Рыцарство за столом собиралось интернациональное. Все так или иначе знали друг друга по крестовым совместным походам, по упоминаниям в поэзии трубадуров. Без переводчика беседовали о международном положении, о путях развития феодального общества, о ристалищах и прекрасных дамах.

Последнее время всех занимала внутриполитическая обстановка в Англии, где бароны собирались сражаться за Хартию вольностей. «А вот вы лично как поступите? – спрашивали у сэра Ричарда. – Присоединитесь к баронам?»

И понимал ведь, что надобно присоединиться и посражаться, но и чувствовал, что не проникся идеями баронов, не въезжает в историческое значение Хартии, слишком долго отсутствовал и не вправе вмешиваться. А просто как баран бежать вслед за баронами – прошу покорно.

И бабы, то бишь женщины, то бишь дамы прекрасные не привлекали, сколь ни старались. Вернее, он вот о чем подумывал:

«А что ежели действительно вернуться на родину, быстренько так помочь баронам, заодно приискать девицу, или разведенную, или вдовушку, жениться и ускакать вдвоем в Нортумберленд навсегда? На скаку обернуться к подруге: «Там, там жилище предков моих и какое–никакое поместье!» И подруга, от подпрыгивания в седле раскрасневшаяся и запыхавшаяся, воскликнет: «Не ради поместья следую я за вами, сэр Ричард!»

В замке отдыхали и дамы, одна из коих поднялась к нему на стену и пожала плечами:

«Сколько можно глазеть на это глупое озеро?»

Ничего не ответил дурочке.

Тогда не посторонилась в коридоре, темном и узком. Ну что, ну, задрал юбку и вдул ей по самое ай–ай–ай, не обращая внимания на притворное попискивание (это сначала), сдавленный хрип и жалобные взвизги (несколько позднее). Удовлетворился и прошел в пиршественный зал, где собравшиеся обсуждали предложение шотландского короля начать четвертый по счету крестовый.

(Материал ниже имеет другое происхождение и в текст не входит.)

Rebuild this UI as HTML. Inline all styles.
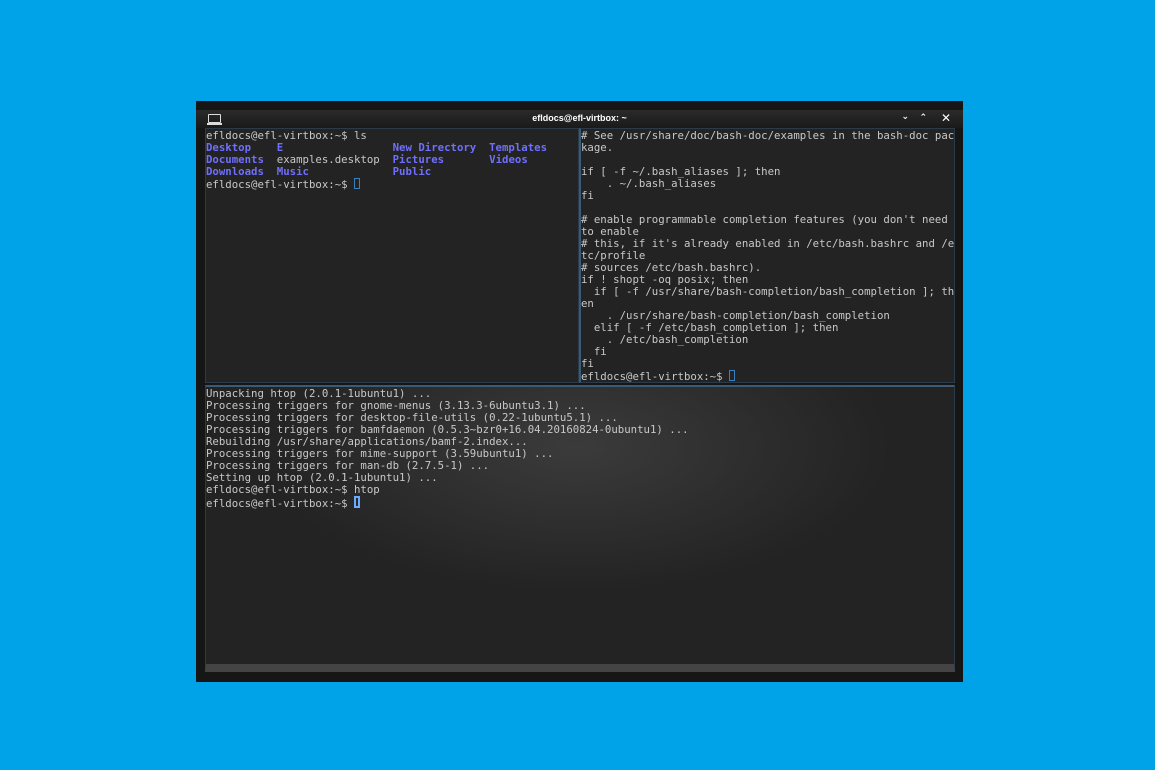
<!DOCTYPE html>
<html><head><meta charset="utf-8"><style>
html,body{margin:0;padding:0;width:1155px;height:770px;background:#00a2e8;overflow:hidden}
.win{position:absolute;left:196px;top:101px;width:767px;height:581px;background:#161616;}
.title{position:absolute;left:0;top:9px;width:767px;height:18px;background:linear-gradient(#2a2a2a,#1a1a1a);}
.title .t{position:absolute;left:0;right:0;top:3px;text-align:center;font:bold 9px "Liberation Sans",sans-serif;color:#fff}
.pane{position:absolute;background:#232323;font:10.7px/12px "DejaVu Sans Mono",monospace;color:#c8c8c8;white-space:pre;overflow:hidden;box-sizing:border-box;padding:1px 0 0 0}
.b{color:#6f6fff;font-weight:bold}
.cur{display:inline-block;width:4px;height:9px;border:1px solid #3a7fc0;vertical-align:-1px;line-height:0}
</style></head><body>
<div class="win">
<div class="title"><div class="t">efldocs@efl-virtbox: ~</div>
<div style="position:absolute;left:12px;top:4px;width:11px;height:7px;border:1.5px solid #ddd;border-radius:1px"></div>
<div style="position:absolute;left:11px;top:13px;width:15px;height:2px;background:#ddd"></div>
<div style="position:absolute;right:54px;top:2px;color:#fff;font:bold 9px 'DejaVu Sans'">⌄</div>
<div style="position:absolute;right:36px;top:3px;color:#fff;font:bold 9px 'DejaVu Sans'">⌃</div>
<div style="position:absolute;right:12px;top:1px;color:#fff;font:bold 12px 'DejaVu Sans'">✕</div>
</div>
<div class="pane" style="left:9px;top:27px;width:374px;height:255px;border:1px solid #2b3a48">efldocs@efl-virtbox:~$ ls
<span class="b">Desktop    E                 New Directory  Templates</span>
<span class="b">Documents</span>  examples.desktop  <span class="b">Pictures       Videos</span>
<span class="b">Downloads  Music             Public</span>
efldocs@efl-virtbox:~$ <span class="cur"></span></div>
<div class="pane" style="left:383px;top:27px;width:376px;height:255px;border:1px solid #2b3a48;border-left:2px solid #3a5a78"># See /usr/share/doc/bash-doc/examples in the bash-doc pac
kage.

if [ -f ~/.bash_aliases ]; then
    . ~/.bash_aliases
fi

# enable programmable completion features (you don't need
to enable
# this, if it's already enabled in /etc/bash.bashrc and /e
tc/profile
# sources /etc/bash.bashrc).
if ! shopt -oq posix; then
  if [ -f /usr/share/bash-completion/bash_completion ]; th
en
    . /usr/share/bash-completion/bash_completion
  elif [ -f /etc/bash_completion ]; then
    . /etc/bash_completion
  fi
fi
efldocs@efl-virtbox:~$ <span class="cur"></span></div>
<div class="pane" style="left:9px;top:284px;width:750px;height:287px;border:1px solid #2b3a48;border-top:2px solid #3a5a78;background:radial-gradient(ellipse 350px 160px at 370px 60px,#3b3b3b,#232323 90%);border-bottom:8px solid #444">Unpacking htop (2.0.1-1ubuntu1) ...
Processing triggers for gnome-menus (3.13.3-6ubuntu3.1) ...
Processing triggers for desktop-file-utils (0.22-1ubuntu5.1) ...
Processing triggers for bamfdaemon (0.5.3~bzr0+16.04.20160824-0ubuntu1) ...
Rebuilding /usr/share/applications/bamf-2.index...
Processing triggers for mime-support (3.59ubuntu1) ...
Processing triggers for man-db (2.7.5-1) ...
Setting up htop (2.0.1-1ubuntu1) ...
efldocs@efl-virtbox:~$ htop
efldocs@efl-virtbox:~$ <span class="cur" style="border-color:#6aaaff;border-width:2px;width:2px;height:8px"></span></div>
</div>
</body></html>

«Ваш опыт, сэр Ричард, был бы полезен шотландскому молодому королю», – сызнова начали приставать, но отмалчивался; сел за стол.

В спортивном прошлом от прекрасных дам отбою не было, посему легко ими пренебрегал ради тренировок. В Палестине же пробавлялся девками, коих по вербовке привозили из Европы на галерах, с оными тем паче не церемонился.

Но еще ни разу в жизни не восхитился никем до помрачения очей, до трепетания всех членов, не только одного. Но и когда же было восхищаться? Жизнь прожил исполненную мужества: сызмлада ристалища и битвы, а пиршества преимущественно в полевых условиях, с привлечением разве что тех, привозных, восхищаться коими – себя бесчестить.

Короче, в нынешнем зрелом возрасте презирал баб – все волочайки.

Покончив с гусем, вдруг заметил, что собравшиеся притихли. Поднял голову. Оказывается, в замок прибыл трубадур и за дальним краем стола уже настраивает инструмент.

Ну и кто же это у нас такой бледный, со взором исподтишка горящим, в зеленой куртке и желтых штанцах в обтяжку?

Присмотрелся и – признал соотечественника. Только пятнадцать лет тому не был сей трубадуром, – на лондонских ристалищах оглашал имена участников, комментировал удачные удары. Скорее всего, сей и привез известие о намерениях шотландского короля.

Имени бывшего герольдишки не помнил. Тут в зал взошла давешняя. Села рядом как ни в чем не бывало. Наглая! Отмахнулся от услуг валета, сам взялся за горлышко кувшина, налил, выпил.